▶ [WHAT YOU ARE ASKED TO DO] State the number of lines that include the string "components", and write nothing else.

▶ [DATASET CONTENT]
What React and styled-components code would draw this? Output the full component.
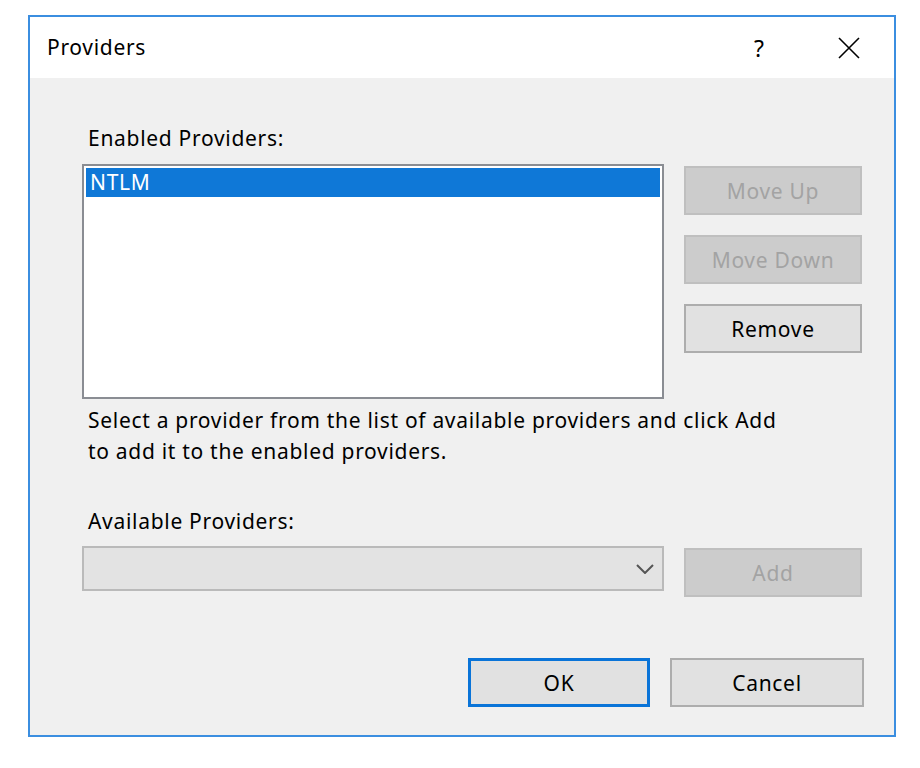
import React, { useState } from 'react';
import styled, { createGlobalStyle } from 'styled-components';

const GlobalStyle = createGlobalStyle`
  body {
    margin: 0;
    background: #ffffff;
    font-family: "Noto Sans", "Open Sans", sans-serif;
    letter-spacing: 0.7px;
  }
`;

const Page = styled.div`
  padding: 15px 0 0 28px;
`;

const Window = styled.div`
  width: 864px;
  height: 718px;
  border: 2px solid #3b8ee0;
  background: #f0f0f0;
  display: flex;
  flex-direction: column;
`;

const TitleBar = styled.div`
  height: 61px;
  background: #ffffff;
  display: flex;
  align-items: center;
  padding-left: 17px;
  color: #000;
  font-size: 21px;
`;

const Title = styled.span`
  flex: 1;
  margin-top: -2px;
`;

const TitleButton = styled.button`
  width: 90px;
  height: 61px;
  border: none;
  background: transparent;
  display: flex;
  align-items: center;
  justify-content: center;
  font-family: inherit;
  font-size: 23px;
  color: #000;
  padding: 0;
`;

const Body = styled.div`
  flex: 1;
  padding: 46px 32px 0 52px;
  font-size: 21px;
  color: #000;
`;

const Label = styled.div`
  line-height: 28px;
  padding-left: 6px;
`;

const Row = styled.div`
  display: grid;
  grid-template-columns: 582px 178px;
  column-gap: 20px;
  align-items: start;
  margin-top: ${p => p.$top || 0}px;
`;

const ListBox = styled.div`
  height: 235px;
  box-sizing: border-box;
  border: 2px solid #8a8d93;
  background: #ffffff;
  padding: 2px;
`;

const ListItem = styled.div`
  height: 29px;
  line-height: 29px;
  padding-left: 4px;
  background: ${p => (p.$selected ? '#0f78d7' : 'transparent')};
  color: ${p => (p.$selected ? '#ffffff' : '#000')};
`;

const ButtonColumn = styled.div`
  display: flex;
  flex-direction: column;
  gap: 20px;
  padding-top: 2px;
`;

const Button = styled.button`
  height: 49px;
  width: ${p => p.$width || 178}px;
  margin-top: ${p => p.$top || 0}px;
  box-sizing: border-box;
  font-family: inherit;
  font-size: 21px;
  letter-spacing: 0.7px;
  padding: 0;
  background: ${p => (p.disabled ? '#cccccc' : '#e1e1e1')};
  color: ${p => (p.disabled ? '#a3a3a3' : '#000')};
  border: ${p => (p.$default ? '3px solid #0a74d8' : p.disabled ? '2px solid #bfbfbf' : '2px solid #adadad')};
`;

const Description = styled.div`
  margin-top: 6px;
  line-height: 31px;
  padding-left: 6px;
`;

const SectionLabel = styled(Label)`
  margin-top: 40px;
`;

const ComboBox = styled.div`
  height: 45px;
  box-sizing: border-box;
  border: 2px solid #bababa;
  background: #e3e3e3;
  display: flex;
  align-items: center;
  justify-content: flex-end;
  padding-right: 8px;
`;

const Footer = styled.div`
  display: flex;
  justify-content: flex-end;
  gap: 20px;
  margin-top: 61px;
  margin-right: -2px;
`;

const Chevron = () => (
  <svg width="18" height="10" viewBox="0 0 18 10">
    <path d="M1 1 L9 9 L17 1" fill="none" stroke="#555" strokeWidth="2" />
  </svg>
);

const CloseIcon = () => (
  <svg width="22" height="22" viewBox="0 0 22 22">
    <path d="M1 1 L21 21 M21 1 L1 21" stroke="#000" strokeWidth="1.6" />
  </svg>
);

const App = () => {
  const [providers] = useState(['NTLM']);
  const [selected] = useState(0);

  return (
    <Page>
      <GlobalStyle />
      <Window>
        <TitleBar>
          <Title>Providers</Title>
          <TitleButton>?</TitleButton>
          <TitleButton>
            <CloseIcon />
          </TitleButton>
        </TitleBar>
        <Body>
          <Label>Enabled Providers:</Label>
          <Row $top={12}>
            <ListBox>
              {providers.map((p, i) => (
                <ListItem key={p} $selected={i === selected}>{p}</ListItem>
              ))}
            </ListBox>
            <ButtonColumn>
              <Button disabled>Move Up</Button>
              <Button disabled>Move Down</Button>
              <Button>Remove</Button>
            </ButtonColumn>
          </Row>
          <Description>
            Select a provider from the list of available providers and click Add
            <br />
            to add it to the enabled providers.
          </Description>
          <SectionLabel>Available Providers:</SectionLabel>
          <Row $top={11}>
            <ComboBox>
              <Chevron />
            </ComboBox>
            <Button disabled $top={2}>Add</Button>
          </Row>
          <Footer>
            <Button $default $width={182}>OK</Button>
            <Button $width={194}>Cancel</Button>
          </Footer>
        </Body>
      </Window>
    </Page>
  );
};

export default App;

▶ [COMPLETED EXERCISE] 2